- AIM OF THE EXERCISE
Only the number is wanted: how many lines in the data contain "this"?

- Web page code records
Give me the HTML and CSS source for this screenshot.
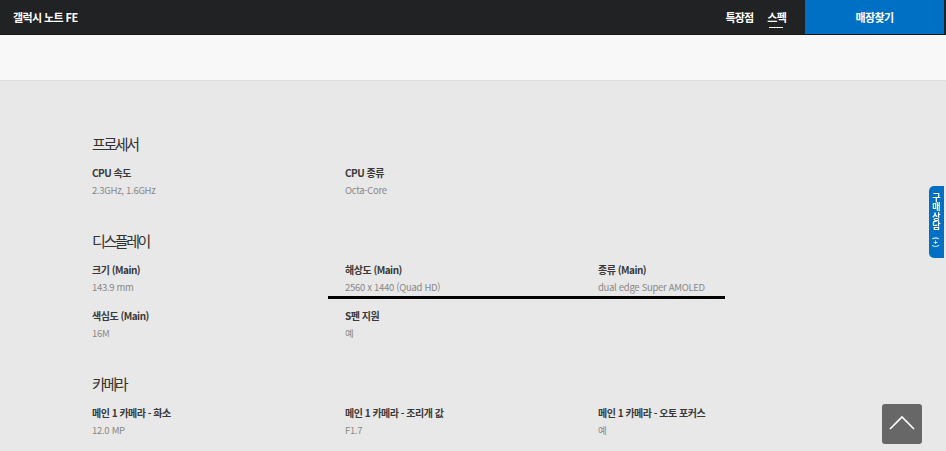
FILE: index.html
```html
<!DOCTYPE html>
<html lang="ko">
  <head>
    <meta charset="UTF-8" />
    <title>갤럭시 노트 FE 스펙</title>
    <link rel="stylesheet" href="styles.css">
  </head>
  <body>
    <div class="topbar">
      <div class="product-name">갤럭시 노트 FE</div>
      <div class="nav">
        <a class="nav-item">특장점</a>
        <a class="nav-item active">스펙</a>
      </div>
      <a class="store-btn">매장찾기</a>
    </div>
    <div class="sub-band"></div>

    <div class="spec-wrap">
      <div class="spec-section">
        <div class="spec-title">프로세서</div>
        <div class="spec-grid">
          <div class="spec-item">
            <div class="spec-label">CPU 속도</div>
            <div class="spec-value">2.3GHz, 1.6GHz</div>
          </div>
          <div class="spec-item">
            <div class="spec-label">CPU 종류</div>
            <div class="spec-value">Octa-Core</div>
          </div>
        </div>
      </div>

      <div class="spec-section">
        <div class="spec-title">디스플레이</div>
        <div class="spec-grid">
          <div class="spec-item">
            <div class="spec-label">크기 (Main)</div>
            <div class="spec-value">143.9 mm</div>
          </div>
          <div class="spec-item">
            <div class="spec-label">해상도 (Main)</div>
            <div class="spec-value">2560 x 1440 (Quad HD)</div>
          </div>
          <div class="spec-item">
            <div class="spec-label">종류 (Main)</div>
            <div class="spec-value">dual edge Super AMOLED</div>
          </div>
          <div class="spec-item">
            <div class="spec-label">색심도 (Main)</div>
            <div class="spec-value">16M</div>
          </div>
          <div class="spec-item">
            <div class="spec-label">S펜 지원</div>
            <div class="spec-value">예</div>
          </div>
        </div>
        <div class="drag-bar"></div>
      </div>

      <div class="spec-section">
        <div class="spec-title">카메라</div>
        <div class="spec-grid">
          <div class="spec-item">
            <div class="spec-label">메인 1 카메라 - 화소</div>
            <div class="spec-value">12.0 MP</div>
          </div>
          <div class="spec-item">
            <div class="spec-label">메인 1 카메라 - 조리개 값</div>
            <div class="spec-value">F1.7</div>
          </div>
          <div class="spec-item">
            <div class="spec-label">메인 1 카메라 - 오토 포커스</div>
            <div class="spec-value">예</div>
          </div>
        </div>
      </div>
    </div>

    <a class="side-tab">구매상담 <span class="plus">(+)</span></a>
    <a class="top-btn">
      <svg width="40" height="40" viewBox="0 0 40 40">
        <polyline points="8,25 20,13 32,25" fill="none" stroke="#fff" stroke-width="1.6" />
      </svg>
    </a>
  </body>
</html>
```

FILE: styles.css
```css
body {
  margin: 0;
  font-family: "Noto Sans CJK KR", "Noto Sans", sans-serif;
  background: #e8e8e8;
  color: #333;
  height: 451px;
  overflow: hidden;
}

.topbar {
  display: flex;
  align-items: center;
  height: 34px;
  background: #212224;
  border-bottom: 1px solid #161616;
}

.product-name {
  flex: 1;
  padding-left: 13px;
  color: #fff;
  font-size: 11px;
  font-weight: 700;
  letter-spacing: -0.6px;
}

.nav {
  display: flex;
  gap: 14px;
  margin-right: 19px;
}

.nav-item {
  position: relative;
  color: #fff;
  font-size: 11px;
  font-weight: 700;
  letter-spacing: -0.8px;
  line-height: 34px;
}

.nav-item.active::after {
  content: "";
  position: absolute;
  left: 2px;
  right: 3px;
  bottom: 6px;
  height: 1px;
  background: #fff;
}

.store-btn {
  width: 139px;
  height: 34px;
  line-height: 34px;
  background: #0070c4;
  color: #fff;
  text-align: center;
  font-size: 11px;
  font-weight: 700;
  letter-spacing: -0.6px;
  margin-right: 2px;
}

.sub-band {
  height: 45px;
  background: #f8f8f8;
  border-bottom: 1px solid #dedede;
}

.spec-wrap {
  position: relative;
  padding: 53px 0 0 92px;
}

.spec-section {
  position: relative;
  margin-bottom: 32px;
}

.spec-title {
  font-size: 15px;
  line-height: 20px;
  letter-spacing: -2.4px;
  color: #333;
  margin-bottom: 11px;
}

.spec-grid {
  display: grid;
  grid-template-columns: repeat(3, 253px);
  row-gap: 12px;
}

.spec-label {
  font-size: 10px;
  font-weight: 700;
  line-height: 16px;
  color: #3a3a3a;
  letter-spacing: -0.5px;
}

.spec-value {
  font-size: 9.5px;
  line-height: 18px;
  color: #888;
  letter-spacing: -0.3px;
}

.drag-bar {
  position: absolute;
  left: 236px;
  top: 65px;
  width: 397px;
  height: 3px;
  background: #000;
}

.side-tab {
  position: fixed;
  right: 2px;
  top: 186px;
  width: 15px;
  height: 72px;
  box-sizing: border-box;
  padding-top: 7px;
  background: #0070c4;
  border-radius: 5px 0 0 5px;
  color: #fff;
  font-size: 9px;
  font-weight: 700;
  writing-mode: vertical-rl;
  line-height: 15px;
  letter-spacing: 0.5px;
}

.side-tab .plus {
  font-size: 7px;
  padding-top: 3px;
}

.top-btn {
  position: fixed;
  left: 882px;
  top: 404px;
  width: 40px;
  height: 40px;
  background: #676767;
  border-radius: 3px;
}

.top-btn svg {
  display: block;
}
```
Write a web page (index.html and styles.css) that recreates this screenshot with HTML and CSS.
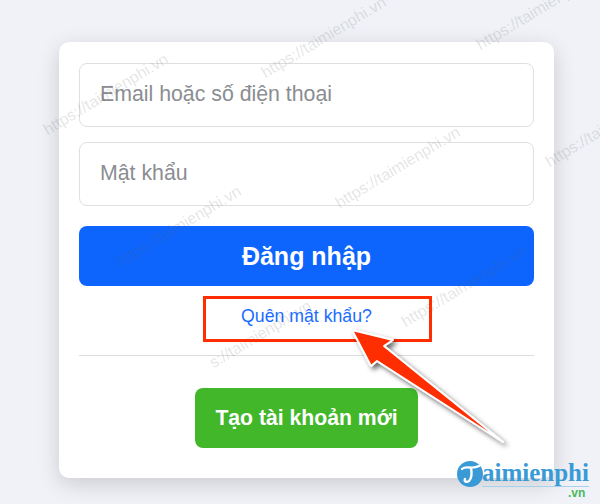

- REPLY
2